When the action sequences hit, they’re thoroughly thrilling – from impressive water stunts to machine gun shootouts. But while the individual scenes look great, they carry on with multitudes of embellishments, stretching out the running time; each transition to another stretch of land takes its time to establish surrounding elements, threats, scenery, and extra characters. At one point, female roles turn up as Resistance fighters (Irene Papas and Gia Scala), imparting the brief notion of love interests (not originally in Alistair MacLean’s novel, though added to the script with his permission). Later on, though it’s intended to supplement tensions as the Germans move into Mandrakos, Darren gets a moment to sing part of a song.

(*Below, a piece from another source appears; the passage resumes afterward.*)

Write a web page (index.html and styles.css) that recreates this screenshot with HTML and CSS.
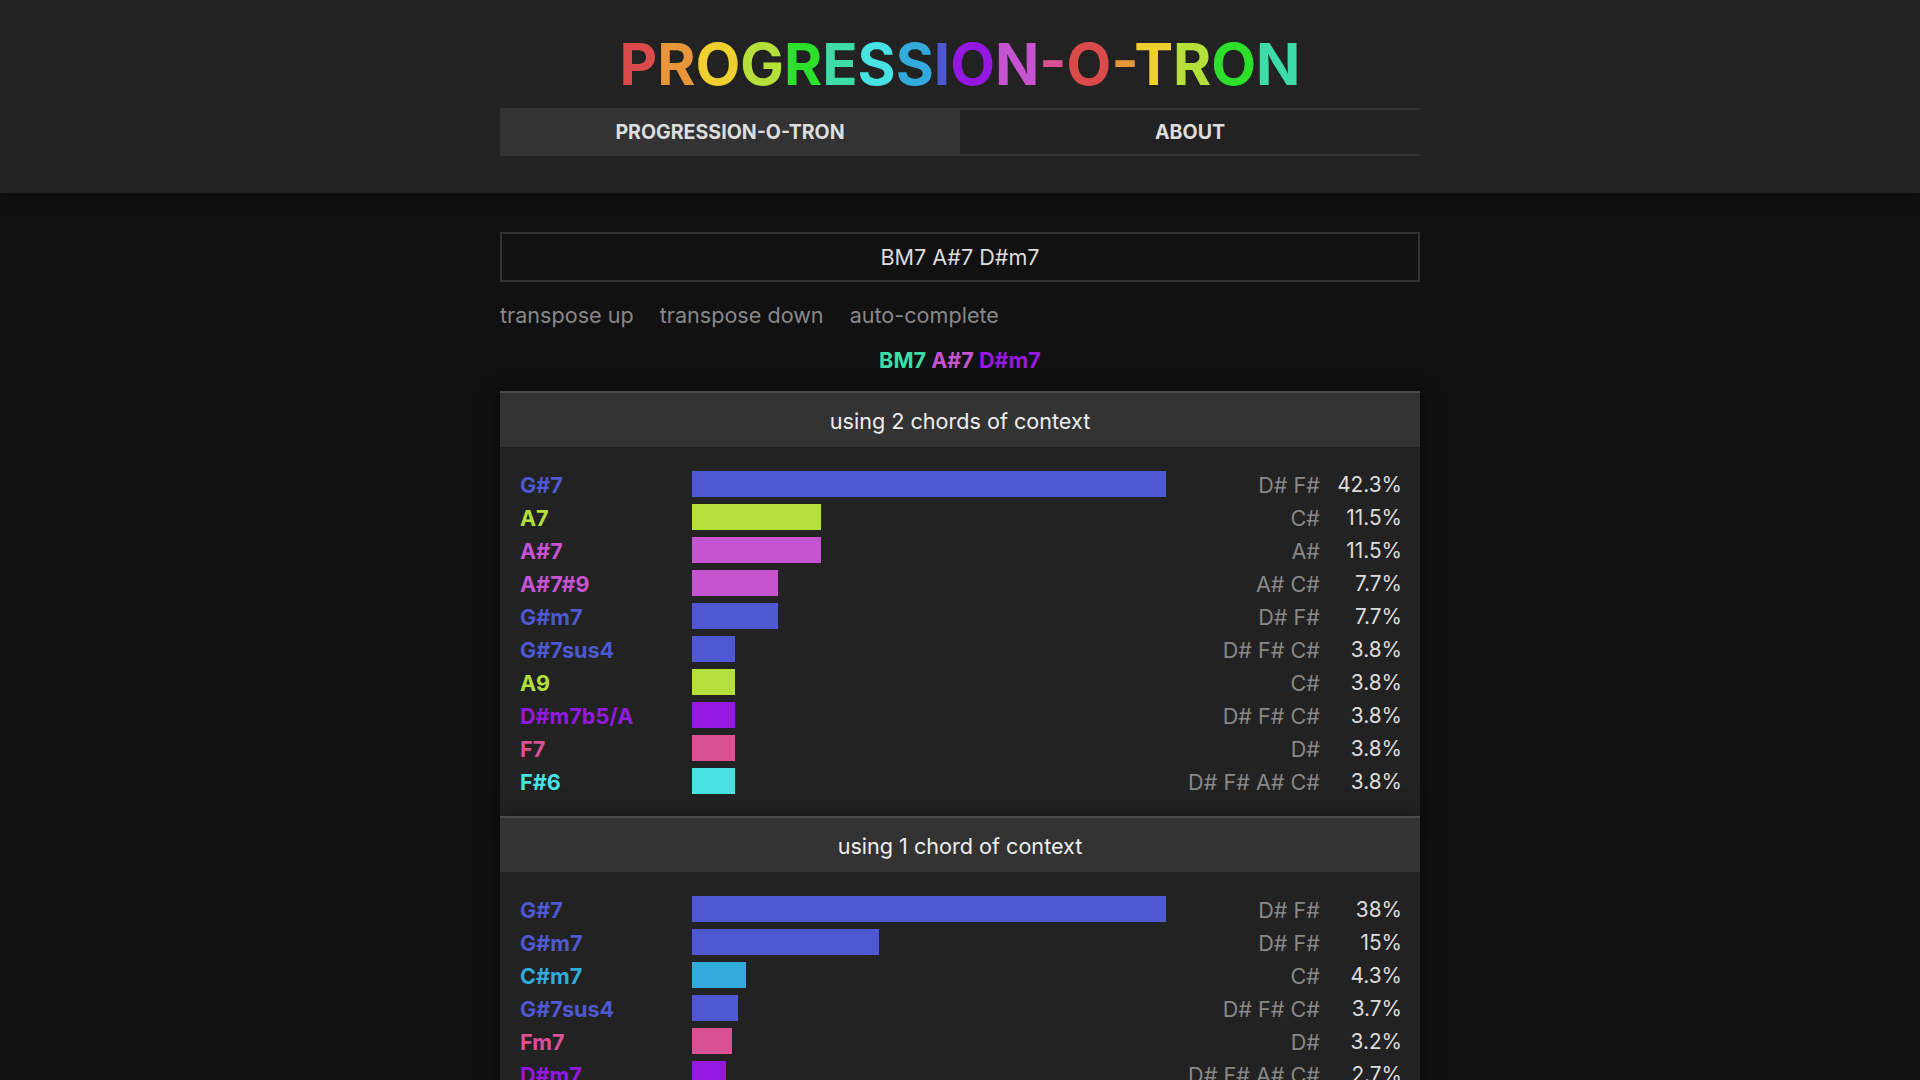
FILE: index.html
```html
<!DOCTYPE html>
<html lang="en">
<head>
<meta charset="utf-8">
<title>Progression-o-tron</title>
<link rel="stylesheet" href="styles.css">
</head>
<body>
<header class="site-header">
  <h1 class="logo"><span class="c0">P</span><span class="c1">R</span><span class="c2">O</span><span class="c3">G</span><span class="c4">R</span><span class="c5">E</span><span class="c6">S</span><span class="c7">S</span><span class="c8">I</span><span class="c9">O</span><span class="c10">N</span><span class="c11">-</span><span class="c0">O</span><span class="c1">-</span><span class="c2">T</span><span class="c3">R</span><span class="c4">O</span><span class="c5">N</span></h1>
  <nav class="tabs">
    <a class="tab active">PROGRESSION-O-TRON</a>
    <a class="tab">ABOUT</a>
  </nav>
</header>

<main class="main">
  <div class="chord-input">BM7 A#7 D#m7</div>
  <div class="actions">
    <a class="action">transpose up</a>
    <a class="action">transpose down</a>
    <a class="action">auto-complete</a>
  </div>
  <div class="current"><span class="c5">BM7</span> <span class="c10">A#7</span> <span class="c9">D#m7</span></div>

  <section class="panel">
    <h2 class="panel-title">using 2 chords of context</h2>
    <div class="rows">
      <div class="row"><span class="label c8">G#7</span><span class="track"><span class="bar b8" style="width:100%"></span></span><span class="notes">D# F#</span><span class="pct">42.3%</span></div>
      <div class="row"><span class="label c3">A7</span><span class="track"><span class="bar b3" style="width:27.2%"></span></span><span class="notes">C#</span><span class="pct">11.5%</span></div>
      <div class="row"><span class="label c10">A#7</span><span class="track"><span class="bar b10" style="width:27.2%"></span></span><span class="notes">A#</span><span class="pct">11.5%</span></div>
      <div class="row"><span class="label c10">A#7#9</span><span class="track"><span class="bar b10" style="width:18.2%"></span></span><span class="notes">A# C#</span><span class="pct">7.7%</span></div>
      <div class="row"><span class="label c8">G#m7</span><span class="track"><span class="bar b8" style="width:18.2%"></span></span><span class="notes">D# F#</span><span class="pct">7.7%</span></div>
      <div class="row"><span class="label c8">G#7sus4</span><span class="track"><span class="bar b8" style="width:9%"></span></span><span class="notes">D# F# C#</span><span class="pct">3.8%</span></div>
      <div class="row"><span class="label c3">A9</span><span class="track"><span class="bar b3" style="width:9%"></span></span><span class="notes">C#</span><span class="pct">3.8%</span></div>
      <div class="row"><span class="label c9">D#m7b5/A</span><span class="track"><span class="bar b9" style="width:9%"></span></span><span class="notes">D# F# C#</span><span class="pct">3.8%</span></div>
      <div class="row"><span class="label c11">F7</span><span class="track"><span class="bar b11" style="width:9%"></span></span><span class="notes">D#</span><span class="pct">3.8%</span></div>
      <div class="row"><span class="label c6">F#6</span><span class="track"><span class="bar b6" style="width:9%"></span></span><span class="notes">D# F# A# C#</span><span class="pct">3.8%</span></div>
    </div>
  </section>

  <section class="panel">
    <h2 class="panel-title">using 1 chord of context</h2>
    <div class="rows">
      <div class="row"><span class="label c8">G#7</span><span class="track"><span class="bar b8" style="width:100%"></span></span><span class="notes">D# F#</span><span class="pct">38%</span></div>
      <div class="row"><span class="label c8">G#m7</span><span class="track"><span class="bar b8" style="width:39.5%"></span></span><span class="notes">D# F#</span><span class="pct">15%</span></div>
      <div class="row"><span class="label c7">C#m7</span><span class="track"><span class="bar b7" style="width:11.3%"></span></span><span class="notes">C#</span><span class="pct">4.3%</span></div>
      <div class="row"><span class="label c8">G#7sus4</span><span class="track"><span class="bar b8" style="width:9.7%"></span></span><span class="notes">D# F# C#</span><span class="pct">3.7%</span></div>
      <div class="row"><span class="label c11">Fm7</span><span class="track"><span class="bar b11" style="width:8.4%"></span></span><span class="notes">D#</span><span class="pct">3.2%</span></div>
      <div class="row"><span class="label c9">D#m7</span><span class="track"><span class="bar b9" style="width:7.1%"></span></span><span class="notes">D# F# A# C#</span><span class="pct">2.7%</span></div>
    </div>
  </section>
</main>
</body>
</html>
```

FILE: styles.css
```css
html {
  scrollbar-width: none;
}
html::-webkit-scrollbar {
  display: none;
}
body {
  margin: 0;
  background: #111111;
  color: #dddddd;
  font-family: Inter, "Noto Sans", "Liberation Sans", sans-serif;
}

.site-header {
  background: #222222;
  padding: 29px 0 37px;
  box-shadow: 0 0 16px rgba(0, 0, 0, 0.6);
  position: relative;
}
.logo {
  margin: 0;
  text-align: center;
  font-size: 58.2px;
  line-height: 70px;
  font-weight: 700;
}
.tabs {
  width: 920px;
  margin: 9px auto 0;
  display: flex;
  border-top: 2px solid #333333;
  border-bottom: 2px solid #333333;
}
.tab {
  flex: 1;
  height: 44px;
  display: flex;
  align-items: center;
  justify-content: center;
  font-size: 19.6px;
  font-weight: 700;
  color: #dddddd;
}
.tab.active {
  background: #333333;
}

.c0 { color: #dc4b4b; }
.c1 { color: #e8963c; }
.c2 { color: #f0d030; }
.c3 { color: #b5e03c; }
.c4 { color: #2ce02c; }
.c5 { color: #3ddca8; }
.c6 { color: #48e2e2; }
.c7 { color: #32aadc; }
.c8 { color: #4d58d1; }
.c9 { color: #9418e0; }
.c10 { color: #c653d0; }
.c11 { color: #d95095; }

.b3 { background: #b5e03c; }
.b6 { background: #48e2e2; }
.b7 { background: #32aadc; }
.b8 { background: #4d58d1; }
.b9 { background: #9418e0; }
.b10 { background: #c653d0; }
.b11 { background: #d95095; }

.main {
  width: 920px;
  margin: 39px auto 0;
}
.chord-input {
  height: 46px;
  border: 2px solid #333333;
  background: #111111;
  display: flex;
  align-items: center;
  justify-content: center;
  font-size: 21.6px;
  color: #dddddd;
}
.actions {
  margin-top: 20px;
  display: flex;
  gap: 26px;
  font-size: 21.6px;
  line-height: 26px;
}
.action {
  color: #888888;
}
.current {
  margin-top: 19px;
  text-align: center;
  font-size: 21.6px;
  line-height: 26px;
  font-weight: 700;
}

.panel {
  margin-top: 18px;
  border-top: 2px solid #4a4a4a;
  background: #222222;
  box-shadow: 0 0 18px rgba(0, 0, 0, 0.5);
}
.panel + .panel {
  margin-top: 0;
}
.panel-title {
  margin: 0;
  height: 54px;
  padding-top: 2px;
  box-sizing: border-box;
  display: flex;
  align-items: center;
  justify-content: center;
  background: #333333;
  font-size: 21.6px;
  font-weight: 400;
  color: #eeeeee;
}
.rows {
  padding: 22px 18px 24px 20px;
  display: flex;
  flex-direction: column;
  gap: 7px;
}
.row {
  height: 26px;
  display: grid;
  grid-template-columns: 172px 474px 1fr 82px;
  align-items: center;
  font-size: 21.6px;
}
.label {
  font-weight: 700;
  padding-top: 3px;
}
.notes,
.pct {
  padding-top: 2px;
}
.track {
  height: 26px;
  display: flex;
}
.bar {
  height: 26px;
}
.notes {
  text-align: right;
  color: #888888;
}
.pct {
  text-align: right;
  color: #dddddd;
  font-size: 20.8px;
}
```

Despite its length, “The Guns of Navarone” isn’t without genuine suspense. The heroes are outnumbered and the odds are against them, becoming underdogs entirely worthy of support; and just when their mission appears most infeasible, the stakes get higher and the hurdles more frequent. Plus, the picture offers up engaging moral conundrums and perspectives on war, from sacrificing human life in pursuit of victory; to the futility of winning, when it’s just one of countless armed conflicts that mankind will wage until the end of time; to the blame/responsibility of carrying out orders; to the act of killing itself. The finale is a touch overdramatic, but the film is nonetheless a first-class war epic.